The territorial dispute between Japan and Russia over four islands off the northeast coast of Hokkaidō has been an enduring obstacle to closer relations between the two powers and therefore an important determinant of geopolitics in North-East Asia. Having emerged at the end of World War II, this conflict has now existed for more than seven decades. And yet, despite the passage of so much time, within Japan there remains a resilience of belief that the islands will eventually be returned.

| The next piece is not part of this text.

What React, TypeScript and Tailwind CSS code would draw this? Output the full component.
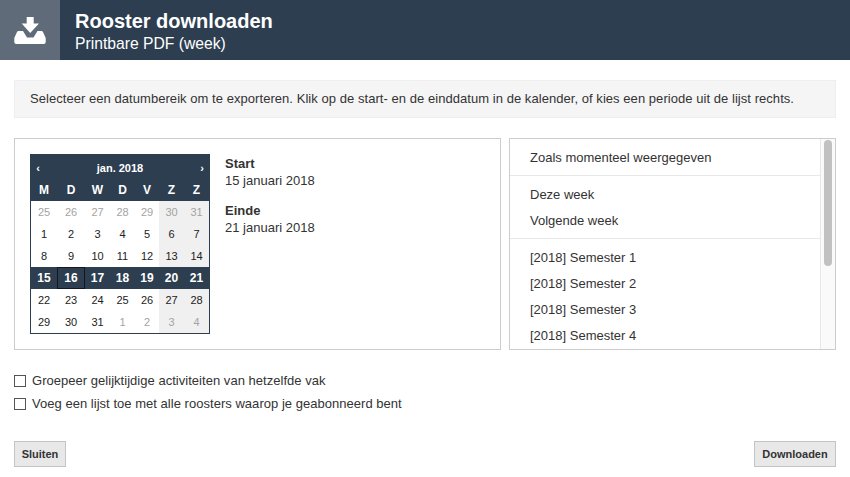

This book provides a comprehensive analysis of Japan’s prospects of ever recovering these "Northern Territories". Offering an in-depth account of why the Japanese side believe they still have a chance of securing the return of the four islands, it also provides an objective and methodical evaluation of the prospects of these expectations being realised. The key finding is that Japanese policymakers and scholars have consistently overestimated the extent of Japan’s leverage with regard to Russia, and that there is, in fact, already no possibility whatsoever of sovereignty over the four islands being restored to Japan. This has major implications for Japanese decision makers who must balance their principled commitment not to compromise on territorial issues with more pragmatic considerations of energy security and how to contain the rise of Chinese regional power.
Presenting a unique analysis and a strikingly different perspective on this territorial dispute, the findings of this book are of considerable importance for international relations within the Asia-Pacific region. It will be of interest to students and scholars of Japanese Politics, Russian Politics and International Relations.